> **DATA SHOWN**:
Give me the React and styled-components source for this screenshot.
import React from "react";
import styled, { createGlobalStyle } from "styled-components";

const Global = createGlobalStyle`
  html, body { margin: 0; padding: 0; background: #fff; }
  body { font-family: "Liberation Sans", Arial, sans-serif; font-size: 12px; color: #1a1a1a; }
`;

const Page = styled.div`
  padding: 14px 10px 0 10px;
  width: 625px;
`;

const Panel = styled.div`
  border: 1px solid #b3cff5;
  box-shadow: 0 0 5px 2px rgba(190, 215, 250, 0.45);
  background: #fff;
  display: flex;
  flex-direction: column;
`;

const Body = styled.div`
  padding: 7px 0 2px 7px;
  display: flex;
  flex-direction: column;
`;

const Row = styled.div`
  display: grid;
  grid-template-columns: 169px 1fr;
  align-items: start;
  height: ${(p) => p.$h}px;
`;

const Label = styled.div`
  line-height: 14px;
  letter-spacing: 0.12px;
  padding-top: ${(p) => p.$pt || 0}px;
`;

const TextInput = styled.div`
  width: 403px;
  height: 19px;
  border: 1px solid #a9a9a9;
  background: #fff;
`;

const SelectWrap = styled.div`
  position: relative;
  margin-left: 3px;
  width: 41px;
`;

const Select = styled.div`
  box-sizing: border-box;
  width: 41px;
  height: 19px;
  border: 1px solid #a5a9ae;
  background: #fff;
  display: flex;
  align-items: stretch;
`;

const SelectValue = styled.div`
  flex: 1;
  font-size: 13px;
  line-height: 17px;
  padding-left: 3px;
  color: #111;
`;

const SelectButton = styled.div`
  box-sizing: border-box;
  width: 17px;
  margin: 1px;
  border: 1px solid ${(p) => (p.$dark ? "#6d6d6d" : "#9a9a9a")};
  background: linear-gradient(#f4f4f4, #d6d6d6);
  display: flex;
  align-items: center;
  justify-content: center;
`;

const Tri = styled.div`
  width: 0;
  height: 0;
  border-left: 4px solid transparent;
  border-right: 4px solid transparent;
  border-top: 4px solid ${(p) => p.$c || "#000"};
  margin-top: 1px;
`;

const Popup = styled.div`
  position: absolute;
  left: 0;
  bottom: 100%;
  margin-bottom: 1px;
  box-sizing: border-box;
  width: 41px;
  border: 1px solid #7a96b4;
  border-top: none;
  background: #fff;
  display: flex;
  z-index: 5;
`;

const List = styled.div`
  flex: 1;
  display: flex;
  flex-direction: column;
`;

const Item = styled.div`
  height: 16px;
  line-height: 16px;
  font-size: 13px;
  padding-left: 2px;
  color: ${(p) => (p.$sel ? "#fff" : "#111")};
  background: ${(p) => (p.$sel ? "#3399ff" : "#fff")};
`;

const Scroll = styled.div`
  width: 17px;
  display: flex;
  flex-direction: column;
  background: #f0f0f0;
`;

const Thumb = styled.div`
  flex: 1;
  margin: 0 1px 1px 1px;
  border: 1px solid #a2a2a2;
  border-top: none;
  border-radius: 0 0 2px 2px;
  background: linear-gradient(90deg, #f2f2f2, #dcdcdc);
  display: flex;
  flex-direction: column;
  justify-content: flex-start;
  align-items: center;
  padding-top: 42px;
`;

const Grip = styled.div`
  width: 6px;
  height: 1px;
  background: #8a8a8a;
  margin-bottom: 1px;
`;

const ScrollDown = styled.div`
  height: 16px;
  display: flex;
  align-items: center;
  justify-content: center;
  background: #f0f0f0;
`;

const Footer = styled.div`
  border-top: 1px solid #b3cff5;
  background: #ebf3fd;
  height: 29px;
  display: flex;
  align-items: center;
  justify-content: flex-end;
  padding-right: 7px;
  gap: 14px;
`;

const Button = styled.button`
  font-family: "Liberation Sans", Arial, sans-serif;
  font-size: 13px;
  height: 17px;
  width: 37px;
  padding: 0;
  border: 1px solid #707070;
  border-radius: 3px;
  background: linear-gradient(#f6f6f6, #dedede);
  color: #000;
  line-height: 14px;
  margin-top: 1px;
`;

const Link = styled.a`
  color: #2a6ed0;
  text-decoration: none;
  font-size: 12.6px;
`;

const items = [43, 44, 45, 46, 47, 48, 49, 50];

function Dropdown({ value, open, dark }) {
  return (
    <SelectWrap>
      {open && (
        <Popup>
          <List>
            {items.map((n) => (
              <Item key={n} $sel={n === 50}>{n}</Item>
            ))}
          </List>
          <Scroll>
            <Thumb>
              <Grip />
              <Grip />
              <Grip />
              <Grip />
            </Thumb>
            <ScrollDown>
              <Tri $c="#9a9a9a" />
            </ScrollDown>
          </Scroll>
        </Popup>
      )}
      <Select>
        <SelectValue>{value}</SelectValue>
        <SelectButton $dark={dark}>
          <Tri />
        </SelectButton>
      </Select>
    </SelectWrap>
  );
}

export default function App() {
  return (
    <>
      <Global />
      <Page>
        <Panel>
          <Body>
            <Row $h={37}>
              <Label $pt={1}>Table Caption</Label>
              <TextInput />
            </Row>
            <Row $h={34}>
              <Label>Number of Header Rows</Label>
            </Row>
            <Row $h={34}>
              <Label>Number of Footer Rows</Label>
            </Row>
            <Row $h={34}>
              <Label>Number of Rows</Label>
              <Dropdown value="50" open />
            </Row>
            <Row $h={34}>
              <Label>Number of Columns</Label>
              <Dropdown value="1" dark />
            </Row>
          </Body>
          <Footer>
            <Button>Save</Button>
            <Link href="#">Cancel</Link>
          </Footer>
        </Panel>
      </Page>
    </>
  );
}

> **REQUIRED TASK**: Your task is to return the full listing exactly as it was given.

> **WRITTEN RESPONSE**:
Give me the React and styled-components source for this screenshot.
import React from "react";
import styled, { createGlobalStyle } from "styled-components";

const Global = createGlobalStyle`
  html, body { margin: 0; padding: 0; background: #fff; }
  body { font-family: "Liberation Sans", Arial, sans-serif; font-size: 12px; color: #1a1a1a; }
`;

const Page = styled.div`
  padding: 14px 10px 0 10px;
  width: 625px;
`;

const Panel = styled.div`
  border: 1px solid #b3cff5;
  box-shadow: 0 0 5px 2px rgba(190, 215, 250, 0.45);
  background: #fff;
  display: flex;
  flex-direction: column;
`;

const Body = styled.div`
  padding: 7px 0 2px 7px;
  display: flex;
  flex-direction: column;
`;

const Row = styled.div`
  display: grid;
  grid-template-columns: 169px 1fr;
  align-items: start;
  height: ${(p) => p.$h}px;
`;

const Label = styled.div`
  line-height: 14px;
  letter-spacing: 0.12px;
  padding-top: ${(p) => p.$pt || 0}px;
`;

const TextInput = styled.div`
  width: 403px;
  height: 19px;
  border: 1px solid #a9a9a9;
  background: #fff;
`;

const SelectWrap = styled.div`
  position: relative;
  margin-left: 3px;
  width: 41px;
`;

const Select = styled.div`
  box-sizing: border-box;
  width: 41px;
  height: 19px;
  border: 1px solid #a5a9ae;
  background: #fff;
  display: flex;
  align-items: stretch;
`;

const SelectValue = styled.div`
  flex: 1;
  font-size: 13px;
  line-height: 17px;
  padding-left: 3px;
  color: #111;
`;

const SelectButton = styled.div`
  box-sizing: border-box;
  width: 17px;
  margin: 1px;
  border: 1px solid ${(p) => (p.$dark ? "#6d6d6d" : "#9a9a9a")};
  background: linear-gradient(#f4f4f4, #d6d6d6);
  display: flex;
  align-items: center;
  justify-content: center;
`;

const Tri = styled.div`
  width: 0;
  height: 0;
  border-left: 4px solid transparent;
  border-right: 4px solid transparent;
  border-top: 4px solid ${(p) => p.$c || "#000"};
  margin-top: 1px;
`;

const Popup = styled.div`
  position: absolute;
  left: 0;
  bottom: 100%;
  margin-bottom: 1px;
  box-sizing: border-box;
  width: 41px;
  border: 1px solid #7a96b4;
  border-top: none;
  background: #fff;
  display: flex;
  z-index: 5;
`;

const List = styled.div`
  flex: 1;
  display: flex;
  flex-direction: column;
`;

const Item = styled.div`
  height: 16px;
  line-height: 16px;
  font-size: 13px;
  padding-left: 2px;
  color: ${(p) => (p.$sel ? "#fff" : "#111")};
  background: ${(p) => (p.$sel ? "#3399ff" : "#fff")};
`;

const Scroll = styled.div`
  width: 17px;
  display: flex;
  flex-direction: column;
  background: #f0f0f0;
`;

const Thumb = styled.div`
  flex: 1;
  margin: 0 1px 1px 1px;
  border: 1px solid #a2a2a2;
  border-top: none;
  border-radius: 0 0 2px 2px;
  background: linear-gradient(90deg, #f2f2f2, #dcdcdc);
  display: flex;
  flex-direction: column;
  justify-content: flex-start;
  align-items: center;
  padding-top: 42px;
`;

const Grip = styled.div`
  width: 6px;
  height: 1px;
  background: #8a8a8a;
  margin-bottom: 1px;
`;

const ScrollDown = styled.div`
  height: 16px;
  display: flex;
  align-items: center;
  justify-content: center;
  background: #f0f0f0;
`;

const Footer = styled.div`
  border-top: 1px solid #b3cff5;
  background: #ebf3fd;
  height: 29px;
  display: flex;
  align-items: center;
  justify-content: flex-end;
  padding-right: 7px;
  gap: 14px;
`;

const Button = styled.button`
  font-family: "Liberation Sans", Arial, sans-serif;
  font-size: 13px;
  height: 17px;
  width: 37px;
  padding: 0;
  border: 1px solid #707070;
  border-radius: 3px;
  background: linear-gradient(#f6f6f6, #dedede);
  color: #000;
  line-height: 14px;
  margin-top: 1px;
`;

const Link = styled.a`
  color: #2a6ed0;
  text-decoration: none;
  font-size: 12.6px;
`;

const items = [43, 44, 45, 46, 47, 48, 49, 50];

function Dropdown({ value, open, dark }) {
  return (
    <SelectWrap>
      {open && (
        <Popup>
          <List>
            {items.map((n) => (
              <Item key={n} $sel={n === 50}>{n}</Item>
            ))}
          </List>
          <Scroll>
            <Thumb>
              <Grip />
              <Grip />
              <Grip />
              <Grip />
            </Thumb>
            <ScrollDown>
              <Tri $c="#9a9a9a" />
            </ScrollDown>
          </Scroll>
        </Popup>
      )}
      <Select>
        <SelectValue>{value}</SelectValue>
        <SelectButton $dark={dark}>
          <Tri />
        </SelectButton>
      </Select>
    </SelectWrap>
  );
}

export default function App() {
  return (
    <>
      <Global />
      <Page>
        <Panel>
          <Body>
            <Row $h={37}>
              <Label $pt={1}>Table Caption</Label>
              <TextInput />
            </Row>
            <Row $h={34}>
              <Label>Number of Header Rows</Label>
            </Row>
            <Row $h={34}>
              <Label>Number of Footer Rows</Label>
            </Row>
            <Row $h={34}>
              <Label>Number of Rows</Label>
              <Dropdown value="50" open />
            </Row>
            <Row $h={34}>
              <Label>Number of Columns</Label>
              <Dropdown value="1" dark />
            </Row>
          </Body>
          <Footer>
            <Button>Save</Button>
            <Link href="#">Cancel</Link>
          </Footer>
        </Panel>
      </Page>
    </>
  );
}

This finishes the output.